— start —

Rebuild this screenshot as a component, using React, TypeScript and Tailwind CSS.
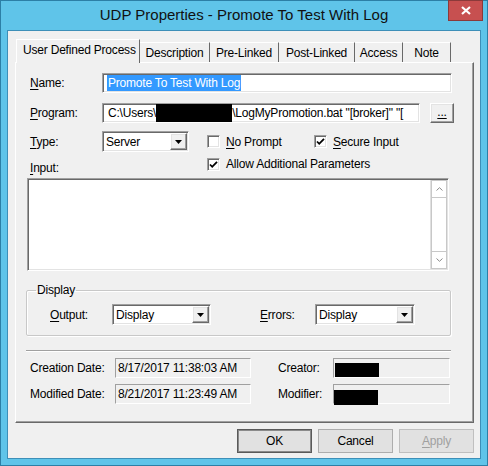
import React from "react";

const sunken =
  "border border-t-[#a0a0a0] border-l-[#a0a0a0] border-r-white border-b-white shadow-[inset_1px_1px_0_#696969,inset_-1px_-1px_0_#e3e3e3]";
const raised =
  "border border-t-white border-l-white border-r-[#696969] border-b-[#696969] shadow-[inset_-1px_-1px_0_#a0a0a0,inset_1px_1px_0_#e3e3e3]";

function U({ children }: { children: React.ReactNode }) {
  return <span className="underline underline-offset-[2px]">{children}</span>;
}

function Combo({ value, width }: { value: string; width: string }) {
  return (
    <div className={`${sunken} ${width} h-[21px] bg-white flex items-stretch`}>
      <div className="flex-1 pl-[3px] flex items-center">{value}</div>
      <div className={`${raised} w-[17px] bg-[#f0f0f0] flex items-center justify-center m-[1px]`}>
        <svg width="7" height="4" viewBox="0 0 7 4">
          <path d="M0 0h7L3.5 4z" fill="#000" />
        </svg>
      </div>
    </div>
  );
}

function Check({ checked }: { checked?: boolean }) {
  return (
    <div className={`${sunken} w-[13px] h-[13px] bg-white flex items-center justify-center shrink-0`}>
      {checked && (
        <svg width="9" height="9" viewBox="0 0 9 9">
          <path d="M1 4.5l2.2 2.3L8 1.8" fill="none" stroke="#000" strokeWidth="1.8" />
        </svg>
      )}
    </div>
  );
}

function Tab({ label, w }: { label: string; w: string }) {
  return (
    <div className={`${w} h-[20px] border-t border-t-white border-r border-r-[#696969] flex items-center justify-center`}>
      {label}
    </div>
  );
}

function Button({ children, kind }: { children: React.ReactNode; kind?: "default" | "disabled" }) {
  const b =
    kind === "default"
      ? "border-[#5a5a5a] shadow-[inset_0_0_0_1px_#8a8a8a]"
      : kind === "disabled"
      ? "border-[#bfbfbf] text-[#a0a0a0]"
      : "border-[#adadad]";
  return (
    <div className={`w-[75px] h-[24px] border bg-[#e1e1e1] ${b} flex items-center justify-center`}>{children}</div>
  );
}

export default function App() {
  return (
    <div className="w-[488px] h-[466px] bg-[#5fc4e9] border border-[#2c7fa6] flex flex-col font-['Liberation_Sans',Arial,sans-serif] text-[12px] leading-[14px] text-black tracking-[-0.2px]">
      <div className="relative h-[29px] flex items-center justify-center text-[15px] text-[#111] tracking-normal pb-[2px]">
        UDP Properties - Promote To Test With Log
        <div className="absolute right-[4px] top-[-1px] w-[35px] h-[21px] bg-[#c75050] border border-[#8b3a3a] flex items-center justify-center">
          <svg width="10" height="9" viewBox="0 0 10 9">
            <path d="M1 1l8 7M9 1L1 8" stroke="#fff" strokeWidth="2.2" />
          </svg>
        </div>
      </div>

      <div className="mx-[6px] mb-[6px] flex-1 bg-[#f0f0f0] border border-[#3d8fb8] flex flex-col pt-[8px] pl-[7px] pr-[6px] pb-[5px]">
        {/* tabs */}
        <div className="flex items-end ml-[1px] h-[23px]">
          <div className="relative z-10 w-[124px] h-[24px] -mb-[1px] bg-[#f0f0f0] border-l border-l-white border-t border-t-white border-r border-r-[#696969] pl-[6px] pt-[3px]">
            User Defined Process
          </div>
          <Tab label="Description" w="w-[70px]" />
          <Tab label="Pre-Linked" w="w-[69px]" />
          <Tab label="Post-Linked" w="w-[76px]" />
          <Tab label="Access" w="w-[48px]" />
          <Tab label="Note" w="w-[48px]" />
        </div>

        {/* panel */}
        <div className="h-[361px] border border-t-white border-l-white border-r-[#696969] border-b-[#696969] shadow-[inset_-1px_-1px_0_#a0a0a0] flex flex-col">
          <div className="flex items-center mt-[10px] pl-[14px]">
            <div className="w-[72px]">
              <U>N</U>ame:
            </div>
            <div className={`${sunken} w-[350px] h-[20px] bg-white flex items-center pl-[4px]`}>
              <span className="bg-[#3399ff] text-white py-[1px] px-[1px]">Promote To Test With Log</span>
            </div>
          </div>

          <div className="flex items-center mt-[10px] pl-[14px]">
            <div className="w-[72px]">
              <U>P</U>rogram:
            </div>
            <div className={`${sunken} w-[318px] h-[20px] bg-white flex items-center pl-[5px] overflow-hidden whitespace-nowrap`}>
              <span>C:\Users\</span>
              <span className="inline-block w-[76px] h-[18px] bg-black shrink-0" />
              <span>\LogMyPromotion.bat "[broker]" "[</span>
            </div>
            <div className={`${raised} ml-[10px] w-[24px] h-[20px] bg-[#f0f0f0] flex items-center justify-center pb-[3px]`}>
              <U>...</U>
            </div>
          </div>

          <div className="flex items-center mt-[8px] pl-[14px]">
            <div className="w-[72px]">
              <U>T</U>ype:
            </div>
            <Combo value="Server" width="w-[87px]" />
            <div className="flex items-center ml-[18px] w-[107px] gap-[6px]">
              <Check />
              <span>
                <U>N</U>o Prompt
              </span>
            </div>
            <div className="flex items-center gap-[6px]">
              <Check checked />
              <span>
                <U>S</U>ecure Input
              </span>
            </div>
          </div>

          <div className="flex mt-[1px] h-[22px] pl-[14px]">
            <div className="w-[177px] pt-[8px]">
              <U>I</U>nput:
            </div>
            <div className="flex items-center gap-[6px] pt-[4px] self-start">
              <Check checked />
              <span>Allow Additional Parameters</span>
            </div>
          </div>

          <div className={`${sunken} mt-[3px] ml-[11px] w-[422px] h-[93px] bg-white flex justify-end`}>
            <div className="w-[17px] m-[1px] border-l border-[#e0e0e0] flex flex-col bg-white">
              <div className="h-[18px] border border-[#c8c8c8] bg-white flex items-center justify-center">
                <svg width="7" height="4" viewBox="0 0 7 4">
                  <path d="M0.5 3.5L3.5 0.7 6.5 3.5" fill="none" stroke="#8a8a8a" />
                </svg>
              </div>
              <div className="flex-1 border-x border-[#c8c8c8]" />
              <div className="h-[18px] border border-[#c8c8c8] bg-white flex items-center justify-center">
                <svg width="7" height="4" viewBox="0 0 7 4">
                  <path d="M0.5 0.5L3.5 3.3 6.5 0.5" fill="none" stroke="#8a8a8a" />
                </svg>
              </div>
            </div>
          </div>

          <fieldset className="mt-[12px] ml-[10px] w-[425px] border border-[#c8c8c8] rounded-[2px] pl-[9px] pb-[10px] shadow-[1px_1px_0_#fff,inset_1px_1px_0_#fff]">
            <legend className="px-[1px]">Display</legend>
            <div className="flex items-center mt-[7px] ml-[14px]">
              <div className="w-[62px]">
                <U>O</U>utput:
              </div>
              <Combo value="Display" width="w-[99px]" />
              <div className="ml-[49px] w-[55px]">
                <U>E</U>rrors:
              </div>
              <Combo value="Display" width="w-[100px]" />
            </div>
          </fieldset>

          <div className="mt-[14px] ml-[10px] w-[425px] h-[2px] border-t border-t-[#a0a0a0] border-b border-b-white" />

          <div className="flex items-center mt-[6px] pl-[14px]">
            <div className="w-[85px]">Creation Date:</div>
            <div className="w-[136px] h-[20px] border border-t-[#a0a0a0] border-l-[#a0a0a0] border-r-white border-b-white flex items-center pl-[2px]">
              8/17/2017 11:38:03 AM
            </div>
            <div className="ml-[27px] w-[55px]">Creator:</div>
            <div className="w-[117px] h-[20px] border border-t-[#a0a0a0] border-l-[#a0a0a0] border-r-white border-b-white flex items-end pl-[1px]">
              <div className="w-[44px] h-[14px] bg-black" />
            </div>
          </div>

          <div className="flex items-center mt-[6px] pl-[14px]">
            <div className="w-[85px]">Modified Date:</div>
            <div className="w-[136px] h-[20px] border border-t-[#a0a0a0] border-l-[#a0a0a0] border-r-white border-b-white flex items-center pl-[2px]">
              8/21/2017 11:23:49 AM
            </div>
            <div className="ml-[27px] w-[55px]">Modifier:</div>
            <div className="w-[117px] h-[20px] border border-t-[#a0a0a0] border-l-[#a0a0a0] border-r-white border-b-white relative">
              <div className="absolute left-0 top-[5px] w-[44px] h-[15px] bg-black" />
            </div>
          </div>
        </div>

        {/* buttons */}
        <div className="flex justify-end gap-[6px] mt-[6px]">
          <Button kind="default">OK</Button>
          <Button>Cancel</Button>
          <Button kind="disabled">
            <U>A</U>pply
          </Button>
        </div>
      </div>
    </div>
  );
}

— end —

Please take the lines from the beginning of the data above through the line holding "import React from" and transcribe them exactly, without any pictures.

▶ **Exercise answer**
Rebuild this screenshot as a component, using React, TypeScript and Tailwind CSS.
import React from "react";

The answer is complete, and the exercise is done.